Hz. Ömer (r.a)'den rivayet edilen bir hadiste de
şöyle buyurulur: Ameller ancak niyetlere göredir. Herkes için
ancak niyet ettiği şey vardır. Kimin hicreti Allah ve Resulüne
ise, onun hicreti Allah ve Resulünedir. Kimin hicreti de dünya veya bir
kadınla evlenmek için ise, onun hicreti de, hicret ettiği
şeyedir" (Buharî, Bed'ül-Vahy, 1, İman, 41, Nikah, 5,
Talak,11, Menakıbul-Ensar, 45, Itk, 6, Eyman, 23; Müslim, İmare,
155; Ebû Davud, 11, Tirmizî, Fazailül-Cihad, 16). İmam Şafiî
ve diğer bazı alimler, bu hadisin İslam'ın üçte
birini teşkil ettiğini, yine İmam Şafiî'nin; fıkhın
yetmiş konusunun bu hadis-i şerifle bağlantılı
olduğunu söylediği nakledilir (Sahih-i Müslim Terceme ve
Şerhi, A. Davudoğlu, İstanbul 1972, IX, 118).

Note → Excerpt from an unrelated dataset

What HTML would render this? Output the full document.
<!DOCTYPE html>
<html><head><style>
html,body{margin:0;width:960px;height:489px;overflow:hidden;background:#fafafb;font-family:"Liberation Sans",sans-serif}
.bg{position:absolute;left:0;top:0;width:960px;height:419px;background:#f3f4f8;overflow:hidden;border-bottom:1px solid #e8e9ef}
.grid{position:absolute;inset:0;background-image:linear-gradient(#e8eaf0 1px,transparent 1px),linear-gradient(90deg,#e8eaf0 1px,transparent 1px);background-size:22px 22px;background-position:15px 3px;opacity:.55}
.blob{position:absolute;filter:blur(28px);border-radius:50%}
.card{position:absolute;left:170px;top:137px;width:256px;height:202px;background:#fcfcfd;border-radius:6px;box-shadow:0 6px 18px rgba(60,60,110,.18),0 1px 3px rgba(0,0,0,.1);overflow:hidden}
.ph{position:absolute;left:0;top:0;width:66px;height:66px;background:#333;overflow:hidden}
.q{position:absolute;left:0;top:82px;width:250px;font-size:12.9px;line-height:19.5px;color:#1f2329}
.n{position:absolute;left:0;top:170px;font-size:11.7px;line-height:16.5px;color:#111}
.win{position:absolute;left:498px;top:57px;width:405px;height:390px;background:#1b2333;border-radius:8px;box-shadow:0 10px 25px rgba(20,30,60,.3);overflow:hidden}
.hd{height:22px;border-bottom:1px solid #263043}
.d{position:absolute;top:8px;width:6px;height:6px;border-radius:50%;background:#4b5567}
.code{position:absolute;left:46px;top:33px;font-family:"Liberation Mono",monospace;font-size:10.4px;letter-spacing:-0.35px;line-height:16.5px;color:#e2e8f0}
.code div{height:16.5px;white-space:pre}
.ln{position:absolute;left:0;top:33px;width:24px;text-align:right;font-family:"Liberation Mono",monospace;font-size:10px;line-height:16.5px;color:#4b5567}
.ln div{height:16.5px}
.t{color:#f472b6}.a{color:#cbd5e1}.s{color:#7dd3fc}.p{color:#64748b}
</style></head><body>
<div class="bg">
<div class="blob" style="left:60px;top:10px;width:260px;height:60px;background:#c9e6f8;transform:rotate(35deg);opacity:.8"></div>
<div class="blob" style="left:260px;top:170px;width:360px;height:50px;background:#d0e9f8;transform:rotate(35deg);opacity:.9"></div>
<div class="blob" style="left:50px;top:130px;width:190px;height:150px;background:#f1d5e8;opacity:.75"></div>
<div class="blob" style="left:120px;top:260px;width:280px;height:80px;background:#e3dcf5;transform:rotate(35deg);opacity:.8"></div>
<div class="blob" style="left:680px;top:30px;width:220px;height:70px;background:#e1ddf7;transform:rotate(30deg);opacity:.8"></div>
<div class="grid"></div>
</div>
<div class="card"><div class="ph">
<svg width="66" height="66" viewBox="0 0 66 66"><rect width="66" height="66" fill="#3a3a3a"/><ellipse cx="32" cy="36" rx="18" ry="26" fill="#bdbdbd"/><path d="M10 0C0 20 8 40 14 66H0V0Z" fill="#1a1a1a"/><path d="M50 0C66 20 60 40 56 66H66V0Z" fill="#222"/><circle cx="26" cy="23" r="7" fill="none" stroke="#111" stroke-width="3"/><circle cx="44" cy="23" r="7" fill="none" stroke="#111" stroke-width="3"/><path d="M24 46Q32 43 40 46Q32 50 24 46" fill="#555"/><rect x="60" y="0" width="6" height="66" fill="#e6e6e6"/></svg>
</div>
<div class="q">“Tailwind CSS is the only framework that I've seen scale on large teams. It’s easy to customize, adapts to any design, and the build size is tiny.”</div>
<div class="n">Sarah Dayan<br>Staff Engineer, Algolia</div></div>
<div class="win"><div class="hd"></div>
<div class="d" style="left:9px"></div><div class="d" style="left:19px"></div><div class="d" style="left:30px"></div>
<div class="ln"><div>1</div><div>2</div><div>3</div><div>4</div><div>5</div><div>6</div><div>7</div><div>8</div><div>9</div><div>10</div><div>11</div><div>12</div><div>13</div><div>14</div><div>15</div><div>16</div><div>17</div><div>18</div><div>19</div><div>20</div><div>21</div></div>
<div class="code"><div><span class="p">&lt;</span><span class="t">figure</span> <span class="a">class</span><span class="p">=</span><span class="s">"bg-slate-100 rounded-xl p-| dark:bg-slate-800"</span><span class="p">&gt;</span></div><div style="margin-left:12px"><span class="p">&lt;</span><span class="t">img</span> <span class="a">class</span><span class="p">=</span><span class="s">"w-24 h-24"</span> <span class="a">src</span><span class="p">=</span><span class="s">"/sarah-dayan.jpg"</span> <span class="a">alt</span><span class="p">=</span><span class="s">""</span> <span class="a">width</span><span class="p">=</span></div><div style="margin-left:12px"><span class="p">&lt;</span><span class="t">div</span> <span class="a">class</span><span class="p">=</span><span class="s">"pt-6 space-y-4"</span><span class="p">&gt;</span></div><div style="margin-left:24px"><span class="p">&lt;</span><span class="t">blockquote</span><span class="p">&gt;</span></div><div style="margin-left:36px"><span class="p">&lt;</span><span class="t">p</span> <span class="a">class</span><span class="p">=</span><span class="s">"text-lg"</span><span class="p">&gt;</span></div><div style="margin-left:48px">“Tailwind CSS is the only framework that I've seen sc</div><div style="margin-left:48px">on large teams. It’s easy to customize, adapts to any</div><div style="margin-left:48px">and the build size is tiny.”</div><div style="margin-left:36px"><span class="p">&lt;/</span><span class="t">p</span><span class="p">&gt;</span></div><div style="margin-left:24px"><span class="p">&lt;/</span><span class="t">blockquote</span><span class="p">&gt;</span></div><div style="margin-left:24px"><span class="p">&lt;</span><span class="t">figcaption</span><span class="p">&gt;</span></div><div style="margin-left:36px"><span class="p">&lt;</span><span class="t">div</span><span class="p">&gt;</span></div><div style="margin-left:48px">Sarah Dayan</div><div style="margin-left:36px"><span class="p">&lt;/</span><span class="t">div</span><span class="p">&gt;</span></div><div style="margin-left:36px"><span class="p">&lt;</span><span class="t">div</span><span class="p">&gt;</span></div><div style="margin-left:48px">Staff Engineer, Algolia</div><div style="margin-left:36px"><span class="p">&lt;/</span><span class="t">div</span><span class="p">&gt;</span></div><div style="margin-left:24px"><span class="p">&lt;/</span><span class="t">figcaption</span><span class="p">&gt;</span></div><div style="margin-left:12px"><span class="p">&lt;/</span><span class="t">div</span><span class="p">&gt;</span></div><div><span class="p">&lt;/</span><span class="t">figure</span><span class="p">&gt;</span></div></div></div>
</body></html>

Ebu Davud şöyle demiştir: "Hz.
Peygamberden beşyüz bin hadis yazdım. Bunlardan hükümler
konusunda dörtbin sekizyüz hadis seçtim. Zühd ve takvaya dair
hadislere gelince; onları kitabıma almadım. Bir kimseye
bunlardan dini için aşağıdaki dört tanesi yeter: 1)

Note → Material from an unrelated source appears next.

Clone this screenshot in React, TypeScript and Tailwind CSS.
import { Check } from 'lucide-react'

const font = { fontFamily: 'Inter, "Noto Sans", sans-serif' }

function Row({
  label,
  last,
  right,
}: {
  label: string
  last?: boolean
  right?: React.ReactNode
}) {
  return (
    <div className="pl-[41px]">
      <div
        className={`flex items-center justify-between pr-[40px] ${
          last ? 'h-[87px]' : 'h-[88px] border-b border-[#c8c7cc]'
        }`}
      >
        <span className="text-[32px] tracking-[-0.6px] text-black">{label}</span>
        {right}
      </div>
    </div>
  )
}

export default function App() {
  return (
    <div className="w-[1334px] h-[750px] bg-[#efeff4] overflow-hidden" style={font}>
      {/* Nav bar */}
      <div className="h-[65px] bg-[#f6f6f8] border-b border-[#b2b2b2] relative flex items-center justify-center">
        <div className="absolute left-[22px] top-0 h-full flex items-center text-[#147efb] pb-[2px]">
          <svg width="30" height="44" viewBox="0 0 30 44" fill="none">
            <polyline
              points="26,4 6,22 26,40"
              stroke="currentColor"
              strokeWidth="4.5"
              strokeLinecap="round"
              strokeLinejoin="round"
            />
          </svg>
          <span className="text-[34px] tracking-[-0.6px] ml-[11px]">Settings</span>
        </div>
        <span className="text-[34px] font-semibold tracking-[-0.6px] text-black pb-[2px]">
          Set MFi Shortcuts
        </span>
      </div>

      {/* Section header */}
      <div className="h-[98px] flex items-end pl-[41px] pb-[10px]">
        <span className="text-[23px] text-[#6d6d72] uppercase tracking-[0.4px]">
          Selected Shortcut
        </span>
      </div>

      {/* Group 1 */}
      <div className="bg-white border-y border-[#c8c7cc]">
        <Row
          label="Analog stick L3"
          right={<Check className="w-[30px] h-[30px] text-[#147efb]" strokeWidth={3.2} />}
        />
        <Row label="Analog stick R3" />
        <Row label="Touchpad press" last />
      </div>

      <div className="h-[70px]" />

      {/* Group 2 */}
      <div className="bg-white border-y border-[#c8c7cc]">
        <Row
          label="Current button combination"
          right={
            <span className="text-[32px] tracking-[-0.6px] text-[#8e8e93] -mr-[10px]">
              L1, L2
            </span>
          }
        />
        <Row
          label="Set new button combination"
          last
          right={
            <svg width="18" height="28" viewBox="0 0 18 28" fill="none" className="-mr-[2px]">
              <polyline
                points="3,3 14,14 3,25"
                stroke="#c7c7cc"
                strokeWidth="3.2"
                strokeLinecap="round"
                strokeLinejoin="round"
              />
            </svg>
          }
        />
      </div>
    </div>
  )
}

Ameller niyetlere göredir. 2) Helal ve haram açıklanmıştır.
3) Kişinin kendini ilgilendirmeyen şeyleri bırakması müslümanlığının
güzelliğindendir. 4) Sizden biriniz, kendisi için sevip arzu ettiği
şeyi mümin kardeşi için de istemedikçe gerçek mümin olamaz
hadisleridir" (A. Davudoğlu, a.g.e., IX, 118, 119).
Bazan niyet amelin de önüne geçer. Çeşitli
sebeplerle işlenemeyen amel, niyet sebebiyle sanki işlenmiş
gibi ecir kazandırır. Zeyd b. Sabit (r.a)'ten şöyle dediği
rivayet edilmiştir: "Müminlerden savaşa
katılmayıp oturanlarla, Allah yolunda mallarıyla
canlarıyla cihad edenler bir değildir" (en-Nisa', 4/95)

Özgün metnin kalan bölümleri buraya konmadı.